Catalan crisis rekindled as parliament proposes Puigdemont as leader
Catalonia's parliament nominated former leader Carles Puigdemont, sacked by Spain for declaring independence, as candidate to rule the region again in a sign of defiance to Madrid and Prime Minister Mariano Rajoy's government.
Mr Puigdemont and his supporters say he can rule from self-imposed exile in Belgium, where he fled to in October to avoid arrest for his part in organising a banned referendum on a split from Spain and the declaration of independence.
Madrid has rejected this possibility and said it will challenge in the courts any attempt by him to rule remotely.
Mr Puigdemont said yesterday the independence movement would not bow to Spanish authority, in comments during a debate held in the University of Copenhagen. "We will not surrender to authoritarianism," Mr Puigdemont said at the event, which marked his first trip away from Belgium in three months.
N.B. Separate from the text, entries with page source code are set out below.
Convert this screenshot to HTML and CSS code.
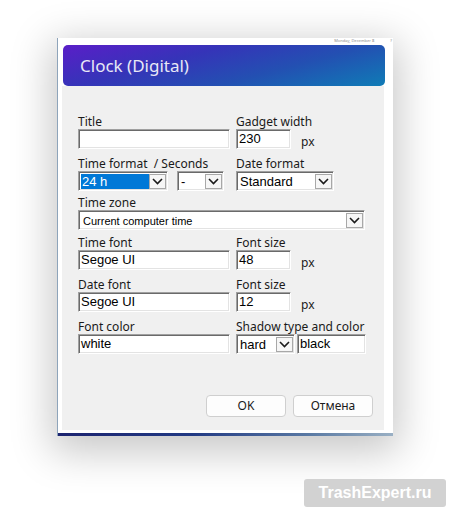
FILE: index.html
```html
<!DOCTYPE html>
<html>
<head>
<meta charset="utf-8">
<link rel="stylesheet" href="styles.css">
</head>
<body>
<div class="page">
  <div class="window">
    <div class="topstrip"><span class="date">Monday, December 8</span><span class="q">?</span></div>
    <div class="header"><h1 class="title">Clock (Digital)</h1></div>
    <div class="content">
      <div class="form">
        <div class="field">
          <div class="label">Title</div>
          <div class="input w-wide"></div>
        </div>
        <div class="field">
          <div class="label">Gadget width</div>
          <div class="unit-row"><div class="input w-num">230</div><span class="unit">px</span></div>
        </div>

        <div class="field r2">
          <div class="label">Time format &nbsp;/ Seconds</div>
          <div class="pair">
            <div class="select w-tf"><span class="val selected">24 h</span><span class="arrow"><svg width="13" height="9" viewBox="0 0 13 9"><polyline points="2,2 6.5,6.5 11,2" fill="none" stroke="#1a1a1a" stroke-width="1.6"/></svg></span></div>
            <div class="select w-sec"><span class="val">-</span><span class="arrow"><svg width="13" height="9" viewBox="0 0 13 9"><polyline points="2,2 6.5,6.5 11,2" fill="none" stroke="#1a1a1a" stroke-width="1.6"/></svg></span></div>
          </div>
        </div>
        <div class="field r2">
          <div class="label">Date format</div>
          <div class="select w-df"><span class="val">Standard</span><span class="arrow"><svg width="13" height="9" viewBox="0 0 13 9"><polyline points="2,2 6.5,6.5 11,2" fill="none" stroke="#1a1a1a" stroke-width="1.6"/></svg></span></div>
        </div>

        <div class="field span r3">
          <div class="label">Time zone</div>
          <div class="select w-tz"><span class="val small">Current computer time</span><span class="arrow"><svg width="13" height="9" viewBox="0 0 13 9"><polyline points="2,2 6.5,6.5 11,2" fill="none" stroke="#1a1a1a" stroke-width="1.6"/></svg></span></div>
        </div>

        <div class="field r4">
          <div class="label">Time font</div>
          <div class="input w-wide">Segoe UI</div>
        </div>
        <div class="field r4">
          <div class="label">Font size</div>
          <div class="unit-row"><div class="input w-num">48</div><span class="unit">px</span></div>
        </div>

        <div class="field r5">
          <div class="label">Date font</div>
          <div class="input w-wide">Segoe UI</div>
        </div>
        <div class="field r5">
          <div class="label">Font size</div>
          <div class="unit-row"><div class="input w-num">12</div><span class="unit">px</span></div>
        </div>

        <div class="field r5">
          <div class="label">Font color</div>
          <div class="input w-wide">white</div>
        </div>
        <div class="field r5">
          <div class="label">Shadow type and color</div>
          <div class="pair tight">
            <div class="select w-sh"><span class="val">hard</span><span class="arrow"><svg width="13" height="9" viewBox="0 0 13 9"><polyline points="2,2 6.5,6.5 11,2" fill="none" stroke="#1a1a1a" stroke-width="1.6"/></svg></span></div>
            <div class="input w-col">black</div>
          </div>
        </div>
      </div>
      <div class="buttons">
        <div class="btn">OK</div>
        <div class="btn">Отмена</div>
      </div>
    </div>
    <div class="gap"></div>
    <div class="bottomline"></div>
  </div>
  <div class="watermark">TrashExpert.ru</div>
</div>
</body>
</html>
```

FILE: styles.css
```css
html, body {
  margin: 0;
  padding: 0;
  background: #ffffff;
}

.page {
  width: 451px;
  height: 513px;
  position: relative;
  overflow: hidden;
  padding: 38px 0 0 57px;
  box-sizing: border-box;
  font-family: "Noto Sans", "Liberation Sans", sans-serif;
}

.window {
  width: 336px;
  height: 398px;
  box-sizing: border-box;
  background: #ffffff;
  border-left: 1px solid #8ea4ba;
  display: flex;
  flex-direction: column;
  box-shadow: 0 10px 38px 6px rgba(0, 0, 0, 0.22);
}

.topstrip {
  height: 7px;
  display: flex;
  justify-content: flex-end;
  align-items: flex-start;
  font-size: 4px;
  line-height: 5px;
  color: #8a8a8a;
  padding-right: 0;
}

.topstrip .date {
  margin-right: 16px;
}

.topstrip .q {
  margin-right: 1px;
}

.header {
  height: 41px;
  margin-left: 5px;
  width: 322px;
  border-radius: 5px;
  background: linear-gradient(165deg, #5a1ec8 0%, #3534b8 35%, #2350b2 65%, #0f7cb6 100%);
  display: flex;
  align-items: center;
  padding-left: 17px;
  box-sizing: border-box;
}

.title {
  margin: 0;
  font-weight: normal;
  font-size: 17px;
  color: #e8e8f6;
  line-height: 20px;
  padding-top: 1px;
}

.content {
  height: 344px;
  margin-left: 4px;
  width: 322px;
  background: #f0f0f0;
  box-sizing: border-box;
  padding: 29px 0 0 16px;
  display: flex;
  flex-direction: column;
}

.form {
  display: grid;
  grid-template-columns: 152px 1fr;
  column-gap: 6px;
}

.field {
  display: flex;
  flex-direction: column;
}

.field.span {
  grid-column: 1 / span 2;
}

.r2 { margin-top: 8px; }
.r3 { margin-top: 5px; }
.r4 { margin-top: 6px; }
.r5 { margin-top: 8px; }

.label {
  font-size: 12px;
  line-height: 14px;
  height: 14px;
  color: #1a1a1a;
  white-space: pre;
}

.input, .select {
  height: 20px;
  box-sizing: border-box;
  background: #ffffff;
  border: 1px solid;
  border-color: #a0a0a0 #ffffff #ffffff #a0a0a0;
  box-shadow: inset 1px 1px 0 #6a6a6a, inset -1px -1px 0 #e3e3e3;
  font-family: "Liberation Sans", Arial, sans-serif;
  font-size: 13px;
  line-height: 18px;
  color: #000;
}

.input {
  padding: 0 0 0 2px;
}

.w-wide { width: 152px; }
.w-num { width: 55px; }
.w-tf { width: 90px; }
.w-sec { width: 47px; }
.w-df { width: 98px; }
.w-tz { width: 287px; }
.w-sh { width: 59px; }
.w-col { width: 69px; }

.unit-row {
  display: flex;
  align-items: flex-end;
}

.unit {
  font-size: 12px;
  line-height: 14px;
  margin-left: 10px;
  color: #1a1a1a;
}

.pair {
  display: flex;
  gap: 9px;
}

.pair.tight {
  gap: 2px;
}

.select {
  display: flex;
  padding: 2px 1px 1px 2px;
}

.select .val {
  flex: 1;
  line-height: 16px;
  padding-left: 1px;
  white-space: nowrap;
  overflow: hidden;
}

.select .val.selected {
  background: #0078d7;
  color: #ffffff;
}

.select .val.small {
  font-size: 11px;
  padding-left: 2px;
}

.select .arrow {
  width: 17px;
  box-sizing: border-box;
  border: 1px solid #a8a8a8;
  background: #f6f6f6;
  display: flex;
  align-items: center;
  justify-content: center;
}

.buttons {
  margin-top: auto;
  display: flex;
  justify-content: flex-end;
  gap: 7px;
  padding: 0 11px 13px 0;
}

.btn {
  width: 80px;
  height: 22px;
  box-sizing: border-box;
  border: 1px solid #cfcfcf;
  border-radius: 4px;
  background: #fdfdfd;
  font-size: 12px;
  line-height: 20px;
  text-align: center;
  color: #1a1a1a;
}

.gap {
  height: 3px;
}

.bottomline {
  height: 3px;
  background: linear-gradient(90deg, #1c2470 0%, #223a84 40%, #5a7aa4 75%, #9ab0c4 100%);
}

.watermark {
  position: absolute;
  left: 304px;
  top: 479px;
  width: 142px;
  height: 28px;
  border-radius: 3px;
  background: #d2d2d2;
  color: #ffffff;
  font-family: "Liberation Sans", Arial, sans-serif;
  font-weight: bold;
  font-size: 16px;
  line-height: 28px;
  text-align: center;
}
```
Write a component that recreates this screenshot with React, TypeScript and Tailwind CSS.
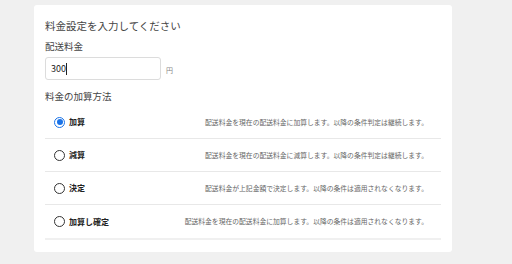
import React from "react";

const rows = [
  { label: "加算", desc: "配送料金を現在の配送料金に加算します。以降の条件判定は継続します。", checked: true },
  { label: "減算", desc: "配送料金を現在の配送料金に減算します。以降の条件判定は継続します。", checked: false },
  { label: "決定", desc: "配送料金が上記金額で決定します。以降の条件は適用されなくなります。", checked: false },
  { label: "加算し確定", desc: "配送料金を現在の配送料金に加算します。以降の条件は適用されなくなります。", checked: false },
];

export default function App() {
  return (
    <div
      className="w-[512px] h-[264px] overflow-hidden bg-[#f0f0f0] pt-[5px] pl-[34px]"
      style={{ fontFamily: '"Noto Sans CJK JP", "Noto Sans", sans-serif' }}
    >
      <div className="w-[418px] bg-white rounded-[3px] px-[11px] pt-[13px] pb-[12px]">
        <div className="text-[10.5px] leading-[16px] text-[#444]">料金設定を入力してください</div>
        <div className="mt-[5px] text-[9.5px] leading-[14px] text-[#444]">配送料金</div>
        <div className="mt-[4px] flex items-center">
          <div className="w-[116px] h-[23px] border border-[#dcdcdc] rounded-[3px] flex items-center pl-[5px] text-[9px] text-[#222]">
            300<span className="w-px h-[12px] bg-[#222]"></span>
          </div>
          <span className="ml-[5px] mt-[4px] text-[7px] text-[#888]">円</span>
        </div>
        <div className="mt-[9px] text-[9.5px] leading-[14px] text-[#444]">料金の加算方法</div>
        <div className="mt-[3px] border-b-[2px] border-[#f0f0f0]">
          {rows.map((r, i) => (
            <div
              key={i}
              className={`h-[33px] flex items-center pl-[9px] pr-[13px] ${i < rows.length - 1 ? "border-b border-[#e8e8e8]" : ""}`}
            >
              {r.checked ? (
                <span className="w-[11px] h-[11px] rounded-full border border-[#1a73e8] flex items-center justify-center">
                  <span className="w-[6px] h-[6px] rounded-full bg-[#1a73e8]"></span>
                </span>
              ) : (
                <span className="w-[11px] h-[11px] rounded-full border border-[#333]"></span>
              )}
              <span className="ml-[4px] text-[8px] font-bold text-[#222]">{r.label}</span>
              <span className="ml-auto text-[6.8px] text-[#666]">{r.desc}</span>
            </div>
          ))}
        </div>
      </div>
      <div className="mt-[12px] w-[418px] h-[20px] bg-white rounded-[3px]"></div>
    </div>
  );
}
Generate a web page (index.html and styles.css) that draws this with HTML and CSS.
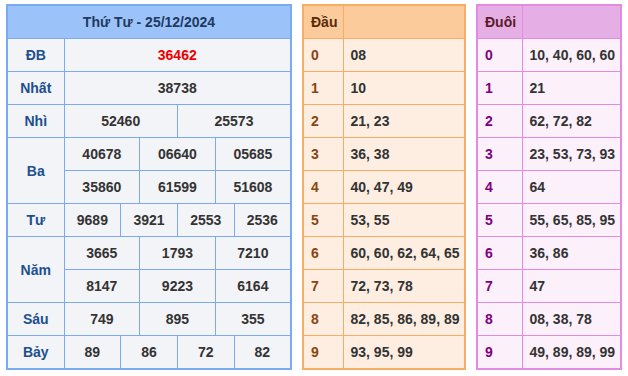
FILE: index.html
```html
<!DOCTYPE html>
<html lang="vi">
  <head>
    <meta charset="UTF-8" />
    <title>Kết quả xổ số</title>
    <link rel="stylesheet" href="styles.css">
  </head>
  <body>
    <div class="wrap">
      <table class="kq">
        <colgroup>
          <col class="kq-label" />
          <col /><col /><col /><col /><col /><col />
          <col /><col /><col /><col /><col /><col />
        </colgroup>
        <tr>
          <th colspan="13" class="kq-title">Thứ Tư - 25/12/2024</th>
        </tr>
        <tr>
          <td class="name">ĐB</td>
          <td colspan="12" class="special">36462</td>
        </tr>
        <tr>
          <td class="name">Nhất</td>
          <td colspan="12">38738</td>
        </tr>
        <tr>
          <td class="name">Nhì</td>
          <td colspan="6">52460</td>
          <td colspan="6">25573</td>
        </tr>
        <tr>
          <td class="name" rowspan="2">Ba</td>
          <td colspan="4">40678</td>
          <td colspan="4">06640</td>
          <td colspan="4">05685</td>
        </tr>
        <tr>
          <td colspan="4">35860</td>
          <td colspan="4">61599</td>
          <td colspan="4">51608</td>
        </tr>
        <tr>
          <td class="name">Tư</td>
          <td colspan="3">9689</td>
          <td colspan="3">3921</td>
          <td colspan="3">2553</td>
          <td colspan="3">2536</td>
        </tr>
        <tr>
          <td class="name" rowspan="2">Năm</td>
          <td colspan="4">3665</td>
          <td colspan="4">1793</td>
          <td colspan="4">7210</td>
        </tr>
        <tr>
          <td colspan="4">8147</td>
          <td colspan="4">9223</td>
          <td colspan="4">6164</td>
        </tr>
        <tr>
          <td class="name">Sáu</td>
          <td colspan="4">749</td>
          <td colspan="4">895</td>
          <td colspan="4">355</td>
        </tr>
        <tr>
          <td class="name">Bảy</td>
          <td colspan="3">89</td>
          <td colspan="3">86</td>
          <td colspan="3">72</td>
          <td colspan="3">82</td>
        </tr>
      </table>

      <table class="loto loto--dau">
        <colgroup><col class="col-num" /><col /></colgroup>
        <tr><th>Đầu</th><th></th></tr>
        <tr><td class="num">0</td><td>08</td></tr>
        <tr><td class="num">1</td><td>10</td></tr>
        <tr><td class="num">2</td><td>21, 23</td></tr>
        <tr><td class="num">3</td><td>36, 38</td></tr>
        <tr><td class="num">4</td><td>40, 47, 49</td></tr>
        <tr><td class="num">5</td><td>53, 55</td></tr>
        <tr><td class="num">6</td><td>60, 60, 62, 64, 65</td></tr>
        <tr><td class="num">7</td><td>72, 73, 78</td></tr>
        <tr><td class="num">8</td><td>82, 85, 86, 89, 89</td></tr>
        <tr><td class="num">9</td><td>93, 95, 99</td></tr>
      </table>

      <table class="loto loto--duoi">
        <colgroup><col class="col-num" /><col /></colgroup>
        <tr><th>Đuôi</th><th></th></tr>
        <tr><td class="num">0</td><td>10, 40, 60, 60</td></tr>
        <tr><td class="num">1</td><td>21</td></tr>
        <tr><td class="num">2</td><td>62, 72, 82</td></tr>
        <tr><td class="num">3</td><td>23, 53, 73, 93</td></tr>
        <tr><td class="num">4</td><td>64</td></tr>
        <tr><td class="num">5</td><td>55, 65, 85, 95</td></tr>
        <tr><td class="num">6</td><td>36, 86</td></tr>
        <tr><td class="num">7</td><td>47</td></tr>
        <tr><td class="num">8</td><td>08, 38, 78</td></tr>
        <tr><td class="num">9</td><td>49, 89, 89, 99</td></tr>
      </table>
    </div>
  </body>
</html>
```

FILE: styles.css
```css
body {
  margin: 0;
  background: #fff;
  font-family: "Liberation Sans", Arial, sans-serif;
  font-size: 14px;
  font-weight: bold;
  color: #333;
}
.wrap {
  display: flex;
  align-items: flex-start;
  gap: 10px;
  padding: 4px 6px;
}
table {
  border-collapse: collapse;
  table-layout: fixed;
}
td,
th {
  height: 32px;
  padding: 0;
  line-height: 16px;
  white-space: nowrap;
}

/* bang ket qua */
.kq {
  width: 286px;
  border: 2px solid #7aaaf2;
  background: #f3f4f8;
}
.kq-label {
  width: 57px;
}
.kq td,
.kq th {
  border: 1px solid #7aaaf2;
  text-align: center;
}
.kq-title {
  background: #9cc3f9;
  color: #1e3a5f;
  font-size: 14px;
}
.kq td.name {
  color: #1c4f8e;
}
.kq td.special {
  color: #ee0000;
}

/* loto dau / duoi */
.loto td,
.loto th {
  text-align: left;
  padding-left: 7px;
}
.loto--dau {
  width: 164px;
  border: 2px solid #f7ad66;
  background: #fdeee1;
}
.loto--dau .col-num {
  width: 40px;
}
.loto--dau td,
.loto--dau th {
  border: 1px solid #f7ad66;
}
.loto--dau th {
  background: #fbcb9c;
  color: #5a2a0a;
}
.loto--dau td.num {
  color: #8b4513;
}
.loto--duoi {
  width: 146px;
  border: 2px solid #e58ae1;
  background: #fcf0fa;
}
.loto--duoi .col-num {
  width: 45px;
}
.loto--duoi td,
.loto--duoi th {
  border: 1px solid #e58ae1;
}
.loto--duoi th {
  background: #e5afe6;
  color: #5a1c28;
}
.loto--duoi td.num {
  color: #800080;
}
```
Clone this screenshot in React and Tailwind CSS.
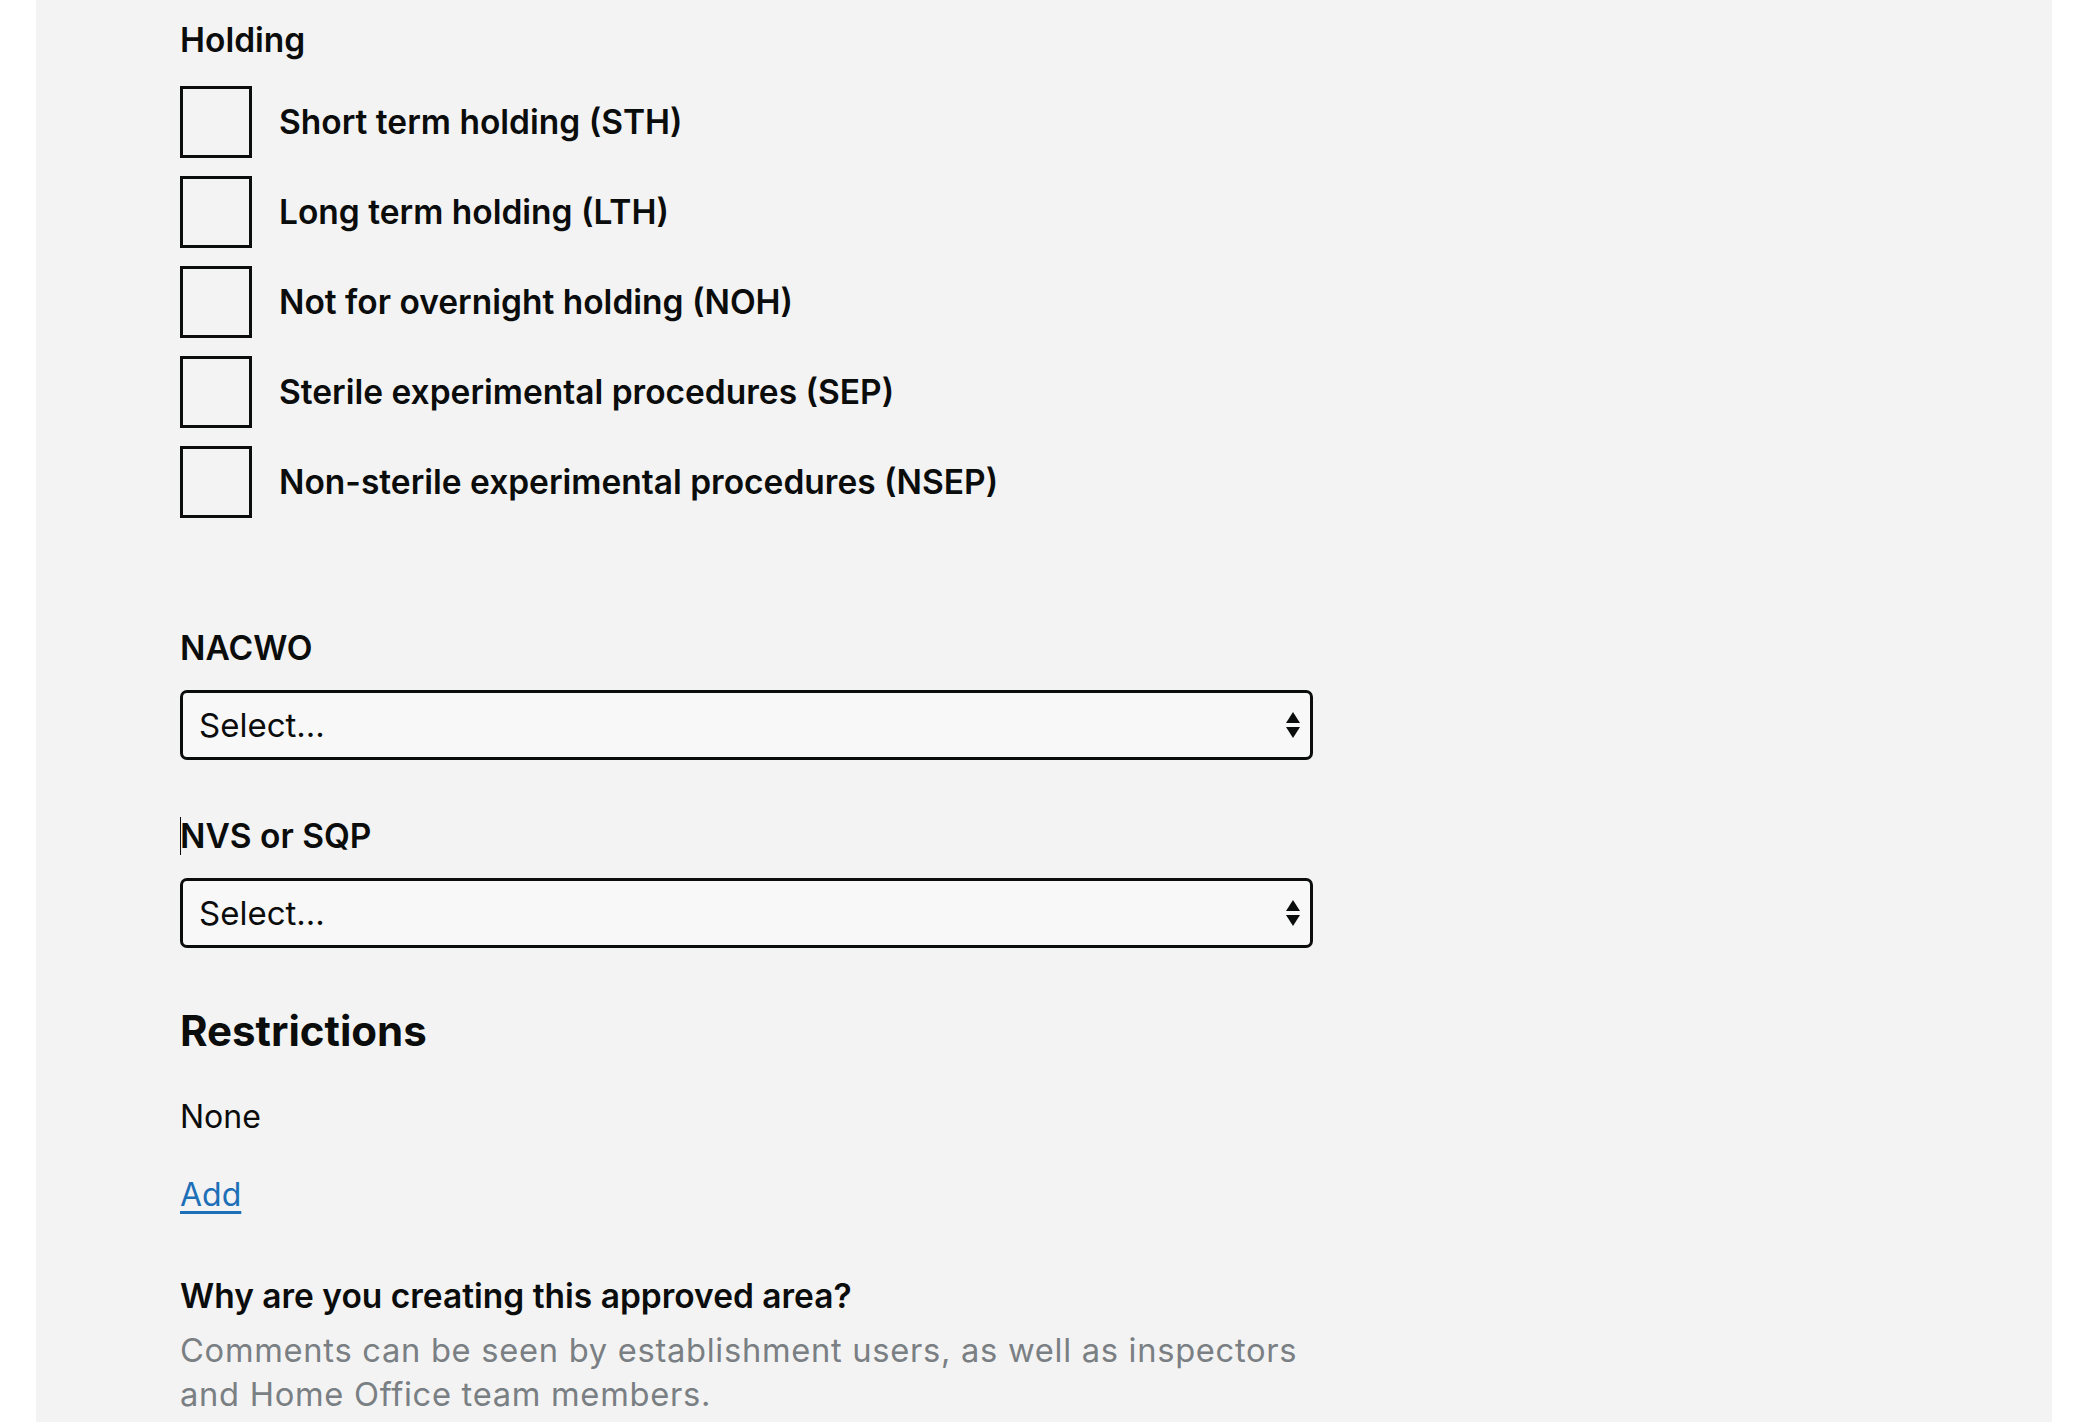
const holdingOptions = [
  'Short term holding (STH)',
  'Long term holding (LTH)',
  'Not for overnight holding (NOH)',
  'Sterile experimental procedures (SEP)',
  'Non-sterile experimental procedures (NSEP)',
];

function SelectBox() {
  return (
    <div className="mt-[22px] flex h-[70px] w-[1133px] items-center justify-between rounded-[7px] border-[3px] border-[#0b0c0c] bg-[#f8f8f8] pl-[16px] pr-[9px]">
      <span className="text-[33px] leading-[40px] text-[#0b0c0c]">Select...</span>
      <svg width="16" height="34" viewBox="0 0 16 34" className="shrink-0">
        <path d="M8 4 L15 15 L1 15 Z" fill="#0b0c0c" />
        <path d="M1 19 L15 19 L8 30 Z" fill="#0b0c0c" />
      </svg>
    </div>
  );
}

export default function App() {
  return (
    <div className="min-h-screen bg-white" style={{ fontFamily: 'Inter, "Noto Sans", sans-serif' }}>
      <div className="ml-[36px] min-h-[1422px] w-[2016px] bg-[#f3f3f3] pl-[144px] pt-[20px] text-[#0b0c0c]">
        <p className="text-[33.5px] font-semibold leading-[40px]">Holding</p>

        <div className="mt-[26px] flex flex-col gap-[18px]">
          {holdingOptions.map((opt) => (
            <label key={opt} className="flex items-center gap-[27px]">
              <span className="h-[72px] w-[72px] shrink-0 border-[3px] border-[#0b0c0c] bg-[#f3f3f3]" />
              <span className="text-[33.5px] font-semibold leading-[40px]">{opt}</span>
            </label>
          ))}
        </div>

        <p className="mt-[110px] text-[33.5px] font-semibold leading-[40px]">NACWO</p>
        <SelectBox />

        <p className="mt-[56px] flex items-center text-[33.5px] font-semibold leading-[40px]">
          <span className="-mr-px inline-block h-[38px] w-px bg-[#0b0c0c]" />
          NVS or SQP
        </p>
        <SelectBox />

        <h2 className="mt-[57px] text-[42px] font-bold leading-[52px]">Restrictions</h2>

        <p className="mt-[40px] text-[32px] leading-[40px]">None</p>

        <a href="#" className="mt-[38px] block w-fit text-[32px] leading-[40px] text-[#1d70b8] underline underline-offset-[5px]">
          Add
        </a>

        <p className="mt-[61px] text-[33.5px] font-semibold leading-[40px]">Why are you creating this approved area?</p>
        <p className="mt-[12px] w-[1140px] text-[32.7px] leading-[44px] tracking-[0.7px] text-[#7a7f83]">
          Comments can be seen by establishment users, as well as inspectors and Home Office team members.
        </p>
      </div>
    </div>
  );
}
Mr Puigdemont became the top candidate after elections in Catalonia last month gave secessionists a slim majority. The 55-year-old former journalist potentially faces decades in jail in Spain if he is convicted of the charges levelled against him, including rebellion and sedition, for organising the referendum and declaring Catalonia's independence.
Mr Rajoy and his ministers have said they would appeal to the courts and maintain Madrid's direct rule of Catalonia if Mr Puigdemont was elected while abroad.
However, the Catalan parliament's speaker said Mr Puigdemont was the only candidate chosen by parliament to rule the region. Catalonia's parliament must hold its first vote of confidence on the new leader by January 31.